PROBLEM :: Nothing but the lines from the top of the data to the line holding "import React from" should be printed, word for word and both ends included; leave the pictures out.

COLLECTED DATA ::
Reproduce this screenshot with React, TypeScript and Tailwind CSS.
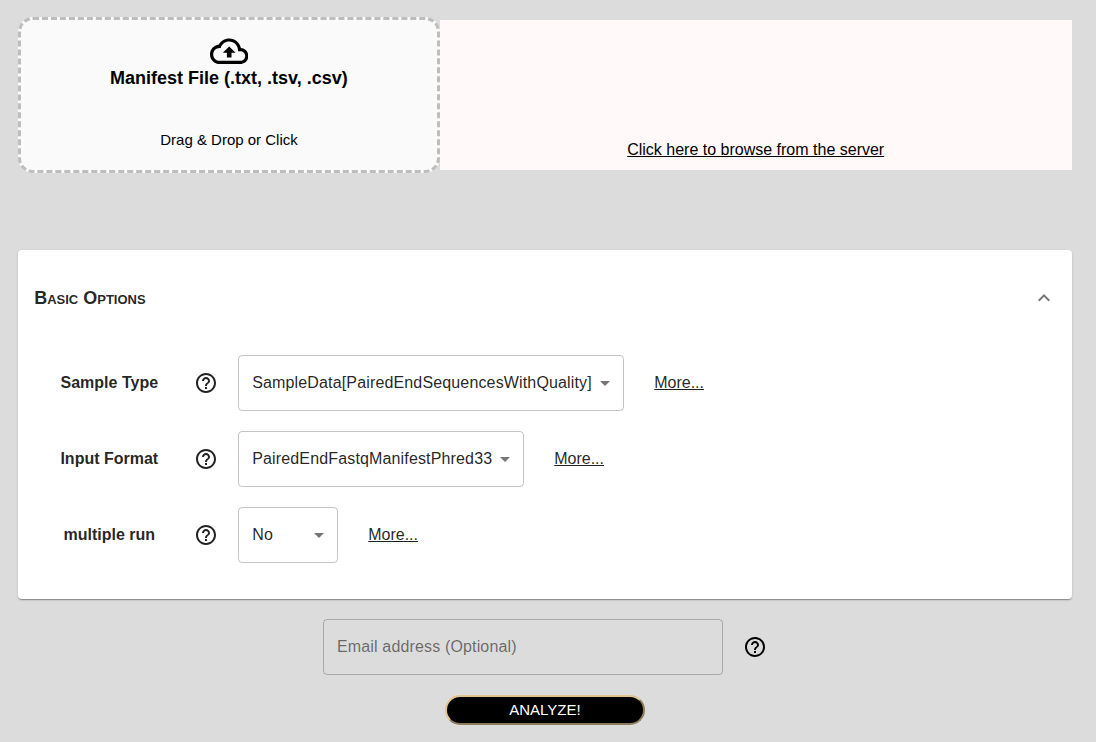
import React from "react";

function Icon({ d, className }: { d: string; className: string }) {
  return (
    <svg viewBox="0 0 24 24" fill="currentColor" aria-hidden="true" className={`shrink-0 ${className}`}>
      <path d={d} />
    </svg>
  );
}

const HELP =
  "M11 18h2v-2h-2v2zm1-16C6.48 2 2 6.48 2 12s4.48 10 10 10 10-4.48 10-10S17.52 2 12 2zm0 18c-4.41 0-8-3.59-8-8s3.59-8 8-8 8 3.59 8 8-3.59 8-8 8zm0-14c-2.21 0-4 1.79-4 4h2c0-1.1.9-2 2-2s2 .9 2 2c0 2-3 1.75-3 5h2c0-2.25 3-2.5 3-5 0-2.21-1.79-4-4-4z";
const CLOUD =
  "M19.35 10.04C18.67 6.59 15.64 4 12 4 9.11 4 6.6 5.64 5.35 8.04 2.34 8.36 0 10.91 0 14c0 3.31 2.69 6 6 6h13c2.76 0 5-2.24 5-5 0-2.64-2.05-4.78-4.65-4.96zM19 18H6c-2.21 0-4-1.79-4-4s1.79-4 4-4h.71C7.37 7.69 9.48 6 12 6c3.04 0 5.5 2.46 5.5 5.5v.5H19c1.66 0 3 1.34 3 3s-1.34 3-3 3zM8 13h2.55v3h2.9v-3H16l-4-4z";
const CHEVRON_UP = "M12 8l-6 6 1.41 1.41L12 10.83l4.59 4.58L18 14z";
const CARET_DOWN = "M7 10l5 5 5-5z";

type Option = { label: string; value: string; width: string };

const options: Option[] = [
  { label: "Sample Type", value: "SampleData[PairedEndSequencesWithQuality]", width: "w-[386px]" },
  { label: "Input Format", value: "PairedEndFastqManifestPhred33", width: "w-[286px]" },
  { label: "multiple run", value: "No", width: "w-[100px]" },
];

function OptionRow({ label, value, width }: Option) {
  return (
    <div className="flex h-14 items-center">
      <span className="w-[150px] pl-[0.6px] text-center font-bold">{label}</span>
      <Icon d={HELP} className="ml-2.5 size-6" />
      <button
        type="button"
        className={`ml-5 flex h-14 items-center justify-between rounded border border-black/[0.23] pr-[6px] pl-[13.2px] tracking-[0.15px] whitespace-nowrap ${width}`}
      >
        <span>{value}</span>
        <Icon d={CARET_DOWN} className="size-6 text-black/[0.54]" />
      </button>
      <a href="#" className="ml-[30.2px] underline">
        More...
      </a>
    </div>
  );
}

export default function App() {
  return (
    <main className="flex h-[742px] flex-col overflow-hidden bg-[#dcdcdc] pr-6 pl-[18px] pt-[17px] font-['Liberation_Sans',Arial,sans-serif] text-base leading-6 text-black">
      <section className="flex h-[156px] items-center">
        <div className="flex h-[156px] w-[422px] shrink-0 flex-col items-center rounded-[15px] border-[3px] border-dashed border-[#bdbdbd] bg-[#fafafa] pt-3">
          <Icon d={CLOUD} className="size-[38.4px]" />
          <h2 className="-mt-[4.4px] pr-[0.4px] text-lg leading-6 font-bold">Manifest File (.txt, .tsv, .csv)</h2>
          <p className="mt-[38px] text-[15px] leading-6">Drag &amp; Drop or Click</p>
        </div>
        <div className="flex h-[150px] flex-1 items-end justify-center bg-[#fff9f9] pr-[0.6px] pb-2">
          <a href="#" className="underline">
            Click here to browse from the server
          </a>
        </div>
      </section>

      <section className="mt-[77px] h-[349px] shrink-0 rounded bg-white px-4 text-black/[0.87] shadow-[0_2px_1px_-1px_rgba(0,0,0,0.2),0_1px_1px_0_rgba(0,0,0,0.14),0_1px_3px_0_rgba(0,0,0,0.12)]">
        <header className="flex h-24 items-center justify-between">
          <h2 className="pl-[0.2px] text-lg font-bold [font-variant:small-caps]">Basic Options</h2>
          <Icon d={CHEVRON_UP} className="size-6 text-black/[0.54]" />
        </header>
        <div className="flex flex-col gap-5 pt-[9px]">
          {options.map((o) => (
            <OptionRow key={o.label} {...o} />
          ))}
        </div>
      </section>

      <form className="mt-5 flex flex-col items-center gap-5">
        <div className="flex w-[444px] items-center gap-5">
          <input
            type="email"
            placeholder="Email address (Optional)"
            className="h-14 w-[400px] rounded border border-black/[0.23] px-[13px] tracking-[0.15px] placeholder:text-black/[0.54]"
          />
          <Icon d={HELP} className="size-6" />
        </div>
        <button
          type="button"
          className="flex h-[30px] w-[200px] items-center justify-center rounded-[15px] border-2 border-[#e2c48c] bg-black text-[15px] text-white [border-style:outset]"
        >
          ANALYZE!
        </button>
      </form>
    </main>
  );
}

FULL ANSWER ::
Reproduce this screenshot with React, TypeScript and Tailwind CSS.
import React from "react";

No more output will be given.